• DATASET EXTRACT

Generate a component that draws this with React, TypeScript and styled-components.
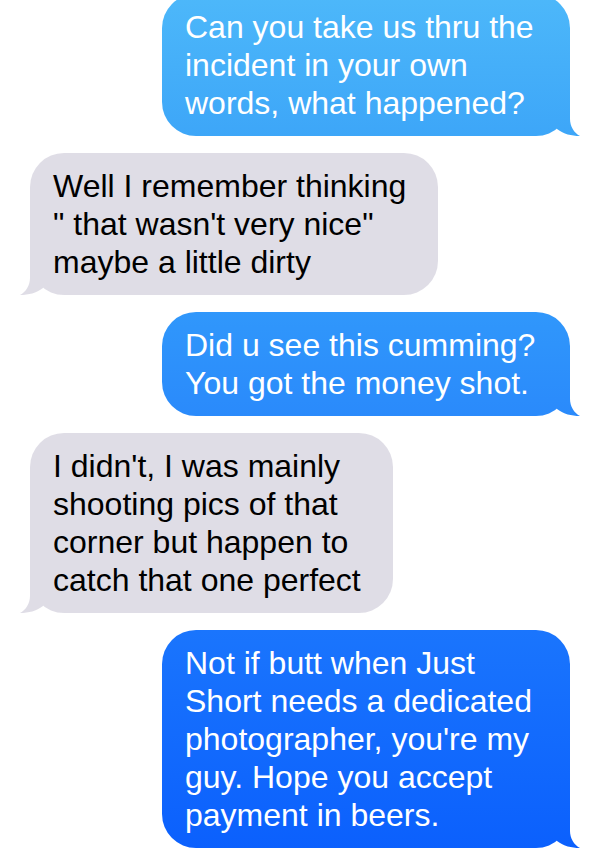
import React, { useId } from 'react';
import styled, { createGlobalStyle } from 'styled-components';

const LINE = 38;
const PAD = 14;
const TAIL = 40;

const Global = createGlobalStyle`
  * { box-sizing: border-box; }
  body {
    margin: 0;
    background: #fff;
    font-family: "Liberation Sans", Arial, sans-serif;
    overflow-x: hidden;
  }
`;

const Thread = styled.main`
  display: flex;
  flex-direction: column;
  gap: 17px;
  margin-top: -6px;
  padding: 0 30px 4px;
`;

const Bubble = styled.article<{ $sent: boolean; $from: string; $to: string; $width: string }>`
  position: relative;
  align-self: ${(p) => (p.$sent ? 'flex-end' : 'flex-start')};
  width: ${(p) => p.$width};
  min-width: max-content;
  padding: ${PAD}px 23px;
  border-radius: 34px;
  background: linear-gradient(${(p) => p.$from}, ${(p) => p.$to});
  color: ${(p) => (p.$sent ? '#fff' : '#000')};
  font-size: 32px;
  line-height: ${LINE}px;
`;

const Line = styled.span`
  display: block;
  white-space: nowrap;
`;

const TailShape = styled.svg<{ $sent: boolean }>`
  position: absolute;
  bottom: 0;
  ${(p) => (p.$sent ? 'right: -10px;' : 'left: -10px; transform: scaleX(-1);')}
`;

type Message = { sent: boolean; from: string; to: string; width: string; lines: string[] };

const GRAY = '#dfdde6';
const WIDE = '68vw';
const NARROW = '60.5vw';

const messages: Message[] = [
  { sent: true, from: '#4db8fa', to: '#3da6f8', width: WIDE, lines: ['Can you take us thru the', 'incident in your own', 'words, what happened?'] },
  { sent: false, from: GRAY, to: GRAY, width: WIDE, lines: ['Well I remember thinking', '" that wasn\'t very nice"', 'maybe a little dirty'] },
  { sent: true, from: '#3097fb', to: '#2a8afb', width: WIDE, lines: ['Did u see this cumming?', 'You got the money shot.'] },
  { sent: false, from: GRAY, to: GRAY, width: NARROW, lines: ["I didn't, I was mainly", 'shooting pics of that', 'corner but happen to', 'catch that one perfect'] },
  { sent: true, from: '#1a75fd', to: '#0b60fd', width: WIDE, lines: ['Not if butt when Just', 'Short needs a dedicated', "photographer, you're my", 'guy. Hope you accept', 'payment in beers.'] },
];

function Tail({ message }: { message: Message }) {
  const id = useId();
  const bubbleHeight = message.lines.length * LINE + PAD * 2;
  return (
    <TailShape $sent={message.sent} width={TAIL} height={TAIL} viewBox="0 0 40 40" aria-hidden="true">
      <linearGradient id={id} gradientUnits="userSpaceOnUse" x1="0" x2="0" y1={TAIL - bubbleHeight} y2={TAIL}>
        <stop offset="0" stopColor={message.from} />
        <stop offset="1" stopColor={message.to} />
      </linearGradient>
      <path d="M30 4V23C30 30 34 37 40 40C31 40 24 38 17 33L10 20Z" fill={`url(#${id})`} />
    </TailShape>
  );
}

export default function App() {
  return (
    <>
      <Global />
      <Thread>
        {messages.map((m) => (
          <Bubble key={m.lines[0]} $sent={m.sent} $from={m.from} $to={m.to} $width={m.width}>
            {m.lines.map((l) => (
              <Line key={l}>{l}</Line>
            ))}
            <Tail message={m} />
          </Bubble>
        ))}
      </Thread>
    </>
  );
}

• TASK INSTRUCTIONS
Write out each line of the data that holds the string "React".

• SOLUTION TO THIS PROBLEM
Generate a component that draws this with React, TypeScript and styled-components.
import React, { useId } from 'react';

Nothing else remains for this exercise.